*** DATASET CONTENT

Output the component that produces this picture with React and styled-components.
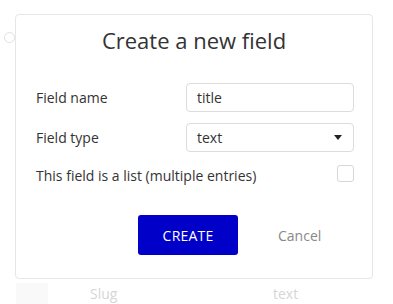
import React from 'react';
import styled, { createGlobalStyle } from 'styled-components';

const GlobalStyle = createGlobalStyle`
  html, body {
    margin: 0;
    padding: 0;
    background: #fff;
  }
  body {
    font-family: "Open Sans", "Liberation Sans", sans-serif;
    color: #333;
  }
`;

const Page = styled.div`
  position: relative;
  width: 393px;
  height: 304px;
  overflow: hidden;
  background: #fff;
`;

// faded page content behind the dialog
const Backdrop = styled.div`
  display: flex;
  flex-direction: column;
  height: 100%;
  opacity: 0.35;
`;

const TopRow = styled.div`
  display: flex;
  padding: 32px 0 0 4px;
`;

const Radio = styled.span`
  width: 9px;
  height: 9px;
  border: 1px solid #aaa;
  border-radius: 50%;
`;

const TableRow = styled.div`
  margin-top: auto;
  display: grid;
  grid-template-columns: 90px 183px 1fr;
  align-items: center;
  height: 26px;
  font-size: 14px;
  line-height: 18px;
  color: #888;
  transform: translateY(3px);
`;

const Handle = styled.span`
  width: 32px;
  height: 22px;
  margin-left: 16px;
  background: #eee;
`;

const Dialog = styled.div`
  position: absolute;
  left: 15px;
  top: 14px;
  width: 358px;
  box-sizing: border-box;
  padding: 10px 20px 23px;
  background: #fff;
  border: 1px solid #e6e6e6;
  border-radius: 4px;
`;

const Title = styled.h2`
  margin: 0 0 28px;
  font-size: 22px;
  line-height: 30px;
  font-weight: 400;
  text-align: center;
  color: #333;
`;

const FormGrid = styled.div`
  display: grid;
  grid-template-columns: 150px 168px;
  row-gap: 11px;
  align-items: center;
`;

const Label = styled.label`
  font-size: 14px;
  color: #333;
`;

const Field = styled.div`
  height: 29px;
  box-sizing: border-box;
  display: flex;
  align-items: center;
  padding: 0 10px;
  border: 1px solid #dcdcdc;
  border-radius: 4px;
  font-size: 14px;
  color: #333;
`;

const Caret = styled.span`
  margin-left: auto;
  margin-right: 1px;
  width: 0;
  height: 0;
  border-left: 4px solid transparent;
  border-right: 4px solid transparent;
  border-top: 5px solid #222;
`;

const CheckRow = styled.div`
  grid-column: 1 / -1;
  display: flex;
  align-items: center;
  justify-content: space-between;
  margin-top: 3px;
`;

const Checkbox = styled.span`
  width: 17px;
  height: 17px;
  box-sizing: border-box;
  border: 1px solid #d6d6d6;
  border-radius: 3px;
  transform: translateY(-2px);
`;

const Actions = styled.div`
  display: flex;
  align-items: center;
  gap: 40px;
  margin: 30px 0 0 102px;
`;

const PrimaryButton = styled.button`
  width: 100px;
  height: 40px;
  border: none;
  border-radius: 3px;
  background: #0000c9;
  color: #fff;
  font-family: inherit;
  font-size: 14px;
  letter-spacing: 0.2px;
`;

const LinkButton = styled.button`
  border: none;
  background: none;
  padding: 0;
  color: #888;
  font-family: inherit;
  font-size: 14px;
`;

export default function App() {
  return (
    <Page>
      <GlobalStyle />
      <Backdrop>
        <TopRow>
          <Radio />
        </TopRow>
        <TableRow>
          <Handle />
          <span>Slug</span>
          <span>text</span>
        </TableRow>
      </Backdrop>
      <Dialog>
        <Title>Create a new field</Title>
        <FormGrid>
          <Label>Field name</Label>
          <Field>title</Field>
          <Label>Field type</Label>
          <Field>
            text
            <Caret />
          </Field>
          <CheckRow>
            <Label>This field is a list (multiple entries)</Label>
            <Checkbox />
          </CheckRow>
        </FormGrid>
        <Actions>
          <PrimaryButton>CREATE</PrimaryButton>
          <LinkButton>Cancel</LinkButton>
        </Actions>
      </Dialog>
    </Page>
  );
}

******

## DESCRIPTION OF THE TASK:
Set the listing down in full and exactly. Pictures within it should not appear in the copy.

## EXERCISE RESPONSE:
Output the component that produces this picture with React and styled-components.
import React from 'react';
import styled, { createGlobalStyle } from 'styled-components';

const GlobalStyle = createGlobalStyle`
  html, body {
    margin: 0;
    padding: 0;
    background: #fff;
  }
  body {
    font-family: "Open Sans", "Liberation Sans", sans-serif;
    color: #333;
  }
`;

const Page = styled.div`
  position: relative;
  width: 393px;
  height: 304px;
  overflow: hidden;
  background: #fff;
`;

// faded page content behind the dialog
const Backdrop = styled.div`
  display: flex;
  flex-direction: column;
  height: 100%;
  opacity: 0.35;
`;

const TopRow = styled.div`
  display: flex;
  padding: 32px 0 0 4px;
`;

const Radio = styled.span`
  width: 9px;
  height: 9px;
  border: 1px solid #aaa;
  border-radius: 50%;
`;

const TableRow = styled.div`
  margin-top: auto;
  display: grid;
  grid-template-columns: 90px 183px 1fr;
  align-items: center;
  height: 26px;
  font-size: 14px;
  line-height: 18px;
  color: #888;
  transform: translateY(3px);
`;

const Handle = styled.span`
  width: 32px;
  height: 22px;
  margin-left: 16px;
  background: #eee;
`;

const Dialog = styled.div`
  position: absolute;
  left: 15px;
  top: 14px;
  width: 358px;
  box-sizing: border-box;
  padding: 10px 20px 23px;
  background: #fff;
  border: 1px solid #e6e6e6;
  border-radius: 4px;
`;

const Title = styled.h2`
  margin: 0 0 28px;
  font-size: 22px;
  line-height: 30px;
  font-weight: 400;
  text-align: center;
  color: #333;
`;

const FormGrid = styled.div`
  display: grid;
  grid-template-columns: 150px 168px;
  row-gap: 11px;
  align-items: center;
`;

const Label = styled.label`
  font-size: 14px;
  color: #333;
`;

const Field = styled.div`
  height: 29px;
  box-sizing: border-box;
  display: flex;
  align-items: center;
  padding: 0 10px;
  border: 1px solid #dcdcdc;
  border-radius: 4px;
  font-size: 14px;
  color: #333;
`;

const Caret = styled.span`
  margin-left: auto;
  margin-right: 1px;
  width: 0;
  height: 0;
  border-left: 4px solid transparent;
  border-right: 4px solid transparent;
  border-top: 5px solid #222;
`;

const CheckRow = styled.div`
  grid-column: 1 / -1;
  display: flex;
  align-items: center;
  justify-content: space-between;
  margin-top: 3px;
`;

const Checkbox = styled.span`
  width: 17px;
  height: 17px;
  box-sizing: border-box;
  border: 1px solid #d6d6d6;
  border-radius: 3px;
  transform: translateY(-2px);
`;

const Actions = styled.div`
  display: flex;
  align-items: center;
  gap: 40px;
  margin: 30px 0 0 102px;
`;

const PrimaryButton = styled.button`
  width: 100px;
  height: 40px;
  border: none;
  border-radius: 3px;
  background: #0000c9;
  color: #fff;
  font-family: inherit;
  font-size: 14px;
  letter-spacing: 0.2px;
`;

const LinkButton = styled.button`
  border: none;
  background: none;
  padding: 0;
  color: #888;
  font-family: inherit;
  font-size: 14px;
`;

export default function App() {
  return (
    <Page>
      <GlobalStyle />
      <Backdrop>
        <TopRow>
          <Radio />
        </TopRow>
        <TableRow>
          <Handle />
          <span>Slug</span>
          <span>text</span>
        </TableRow>
      </Backdrop>
      <Dialog>
        <Title>Create a new field</Title>
        <FormGrid>
          <Label>Field name</Label>
          <Field>title</Field>
          <Label>Field type</Label>
          <Field>
            text
            <Caret />
          </Field>
          <CheckRow>
            <Label>This field is a list (multiple entries)</Label>
            <Checkbox />
          </CheckRow>
        </FormGrid>
        <Actions>
          <PrimaryButton>CREATE</PrimaryButton>
          <LinkButton>Cancel</LinkButton>
        </Actions>
      </Dialog>
    </Page>
  );
}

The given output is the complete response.